WHY DID WE PLAY AT BEING GODS?

WHY DID WE PLAY AT BEING GODS?

Not all of these developments work.  Some, like the vision cone, end up adding a layer of ugly, cumbersome game bullshit that put an additional barrier between the player and the desired results.  Some people still swear by the cone as a way to engage player skill and differentiate quarterbacks, but for the most part it was a failure.  Other developments, like the analog pitching in the otherwise properly-maligned MLB 2K series, have fared better.

This is also why sports games have ever more elaborate systems of evaluating players, and applying those evaluations to gameplay.  How do you give the user full control of the game, while also making it easier to play as Miguel Cabrera than it is to play as Rob Johnson?  This is a huge challenge that largely goes unappreciated.
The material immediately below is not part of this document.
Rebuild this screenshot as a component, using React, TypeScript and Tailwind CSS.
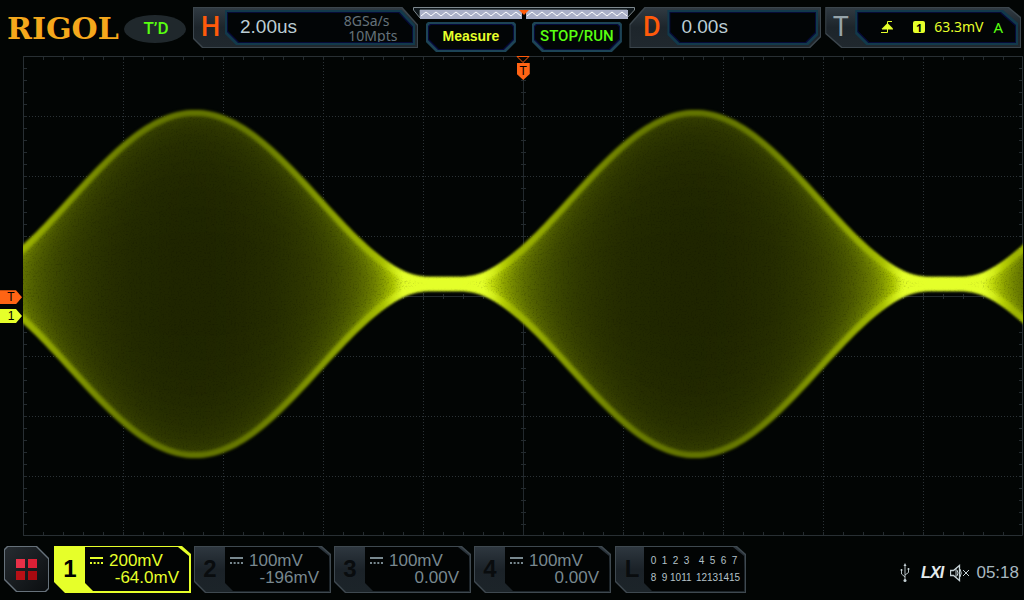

Because the goal is to recreate reality, or at least provide the player with an experience that feels true to the sport, the decisions and care that go into a sports game is actually far more interesting than what goes into the next Halo or Elder Scrolls or whatever near-future third person shooter Ubisoft wants to make into the next big franchise this year.

So because I can’t think of any better ideas for this blog, I’m going to go back and play some old sports video games. And write about them.  It may be the dumbest idea ever, but at the very least it will set a nice baseline for other dumb ideas I might have in the future, like cat-sized Cardinals jerseys stitched with the name “Meowjica” or cheering for the St. Louis Rams.